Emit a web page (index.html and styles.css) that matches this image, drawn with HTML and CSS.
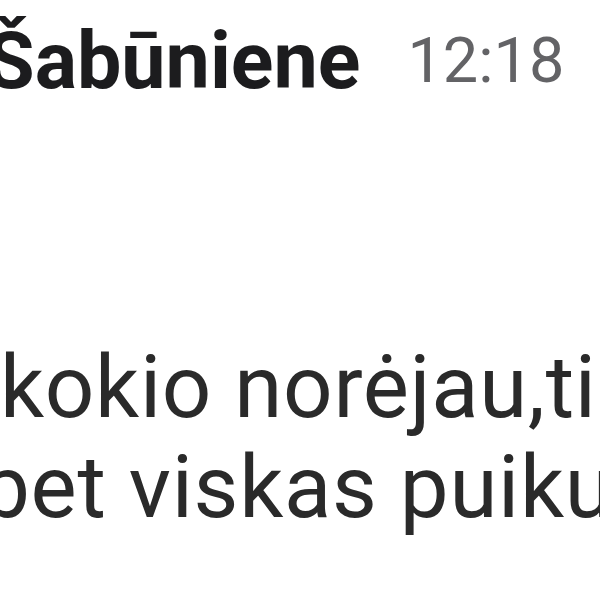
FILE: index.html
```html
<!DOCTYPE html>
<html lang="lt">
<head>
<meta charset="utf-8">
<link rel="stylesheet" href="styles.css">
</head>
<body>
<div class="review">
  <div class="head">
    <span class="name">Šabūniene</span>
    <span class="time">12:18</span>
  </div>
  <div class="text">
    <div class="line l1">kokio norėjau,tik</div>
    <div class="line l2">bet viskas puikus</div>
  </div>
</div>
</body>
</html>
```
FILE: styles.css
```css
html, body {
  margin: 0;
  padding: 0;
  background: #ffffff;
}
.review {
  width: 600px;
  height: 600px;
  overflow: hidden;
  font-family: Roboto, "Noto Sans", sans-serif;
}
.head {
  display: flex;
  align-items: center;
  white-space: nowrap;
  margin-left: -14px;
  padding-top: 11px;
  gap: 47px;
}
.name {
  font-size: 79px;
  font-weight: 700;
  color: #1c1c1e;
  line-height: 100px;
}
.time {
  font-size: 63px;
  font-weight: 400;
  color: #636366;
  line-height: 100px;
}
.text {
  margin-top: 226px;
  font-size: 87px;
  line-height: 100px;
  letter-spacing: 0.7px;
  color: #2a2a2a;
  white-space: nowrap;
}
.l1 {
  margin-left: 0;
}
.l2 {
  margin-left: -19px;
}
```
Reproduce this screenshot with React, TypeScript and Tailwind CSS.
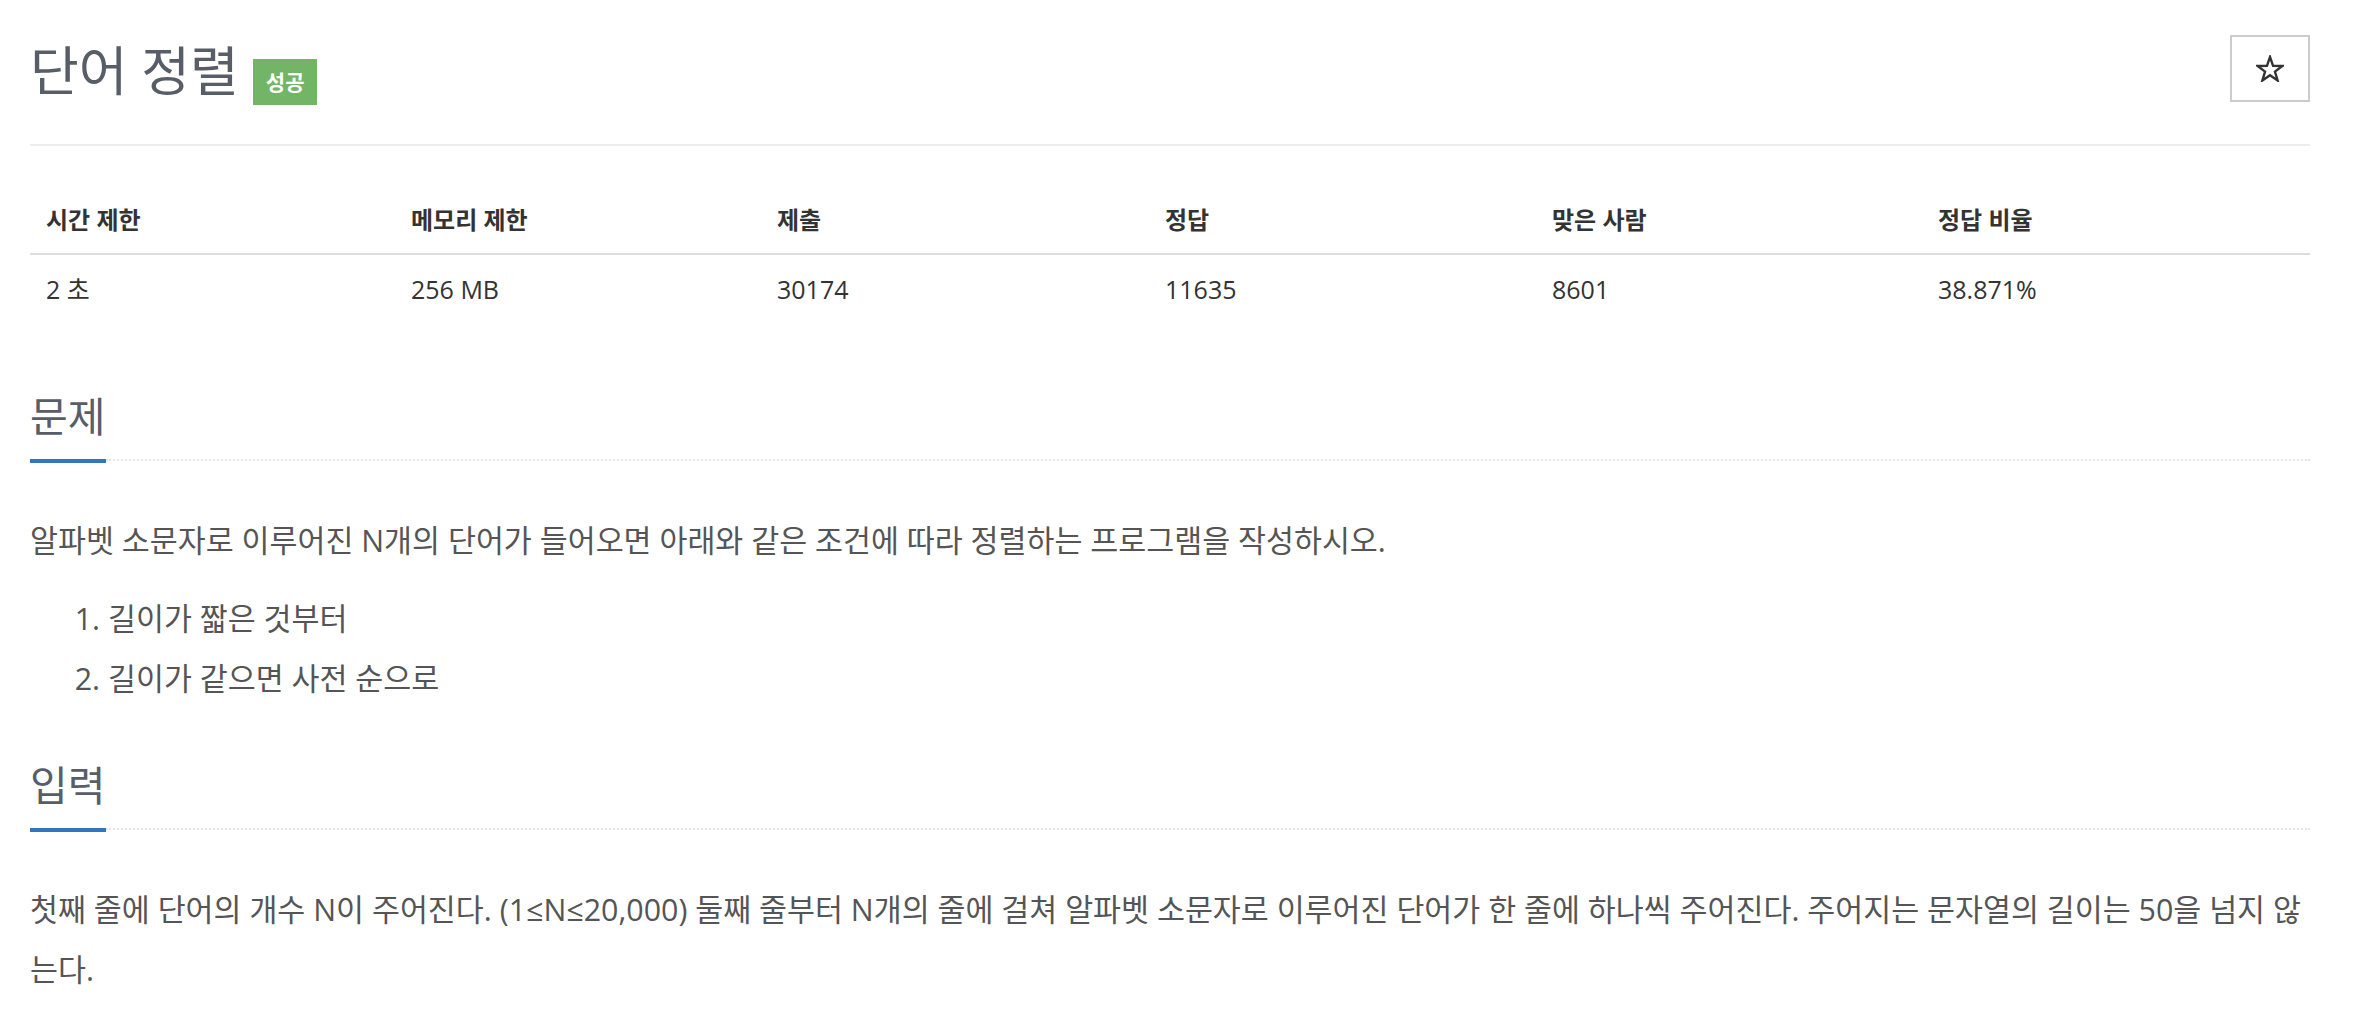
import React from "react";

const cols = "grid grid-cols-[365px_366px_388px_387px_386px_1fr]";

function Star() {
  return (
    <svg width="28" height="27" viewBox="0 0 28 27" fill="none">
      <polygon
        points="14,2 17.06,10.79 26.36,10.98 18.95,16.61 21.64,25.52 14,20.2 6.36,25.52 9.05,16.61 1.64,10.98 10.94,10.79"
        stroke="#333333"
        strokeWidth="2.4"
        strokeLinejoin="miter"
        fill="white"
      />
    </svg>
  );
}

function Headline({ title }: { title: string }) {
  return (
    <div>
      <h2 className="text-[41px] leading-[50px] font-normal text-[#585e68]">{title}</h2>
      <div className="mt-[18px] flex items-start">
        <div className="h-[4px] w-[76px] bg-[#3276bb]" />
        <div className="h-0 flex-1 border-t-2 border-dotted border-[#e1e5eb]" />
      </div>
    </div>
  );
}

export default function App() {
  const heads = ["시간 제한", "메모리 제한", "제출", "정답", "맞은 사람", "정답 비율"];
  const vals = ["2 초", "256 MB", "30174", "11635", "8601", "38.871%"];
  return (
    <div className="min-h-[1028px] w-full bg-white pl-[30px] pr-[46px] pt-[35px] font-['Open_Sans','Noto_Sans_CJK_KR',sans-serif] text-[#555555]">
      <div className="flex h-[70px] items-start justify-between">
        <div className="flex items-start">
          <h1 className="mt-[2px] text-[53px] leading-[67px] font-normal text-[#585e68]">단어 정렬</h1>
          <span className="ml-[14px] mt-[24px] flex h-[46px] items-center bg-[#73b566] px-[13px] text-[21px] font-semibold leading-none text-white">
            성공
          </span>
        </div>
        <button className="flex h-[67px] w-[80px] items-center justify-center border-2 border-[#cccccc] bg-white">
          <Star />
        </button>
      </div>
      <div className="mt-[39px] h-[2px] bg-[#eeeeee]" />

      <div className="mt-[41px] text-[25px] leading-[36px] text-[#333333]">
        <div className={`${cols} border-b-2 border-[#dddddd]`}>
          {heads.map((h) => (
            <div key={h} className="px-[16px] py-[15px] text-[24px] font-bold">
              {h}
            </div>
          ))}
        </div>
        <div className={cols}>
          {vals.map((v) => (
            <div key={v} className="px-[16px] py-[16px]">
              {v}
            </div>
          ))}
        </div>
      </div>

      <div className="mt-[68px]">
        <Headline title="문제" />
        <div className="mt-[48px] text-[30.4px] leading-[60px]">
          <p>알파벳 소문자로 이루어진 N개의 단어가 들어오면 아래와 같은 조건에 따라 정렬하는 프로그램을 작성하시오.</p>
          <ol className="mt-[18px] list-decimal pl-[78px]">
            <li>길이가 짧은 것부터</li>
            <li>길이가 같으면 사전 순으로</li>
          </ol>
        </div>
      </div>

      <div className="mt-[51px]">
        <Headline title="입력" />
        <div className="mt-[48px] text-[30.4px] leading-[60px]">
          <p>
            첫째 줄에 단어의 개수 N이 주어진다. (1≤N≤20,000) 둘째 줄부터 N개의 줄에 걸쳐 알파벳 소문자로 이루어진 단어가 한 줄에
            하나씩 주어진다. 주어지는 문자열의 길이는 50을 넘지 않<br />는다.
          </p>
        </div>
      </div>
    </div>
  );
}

+++

Using the records above, list each line that includes "with".

Emit a web page (index.html and styles.css) that matches this image, drawn with HTML and CSS.
Reproduce this screenshot with React, TypeScript and Tailwind CSS.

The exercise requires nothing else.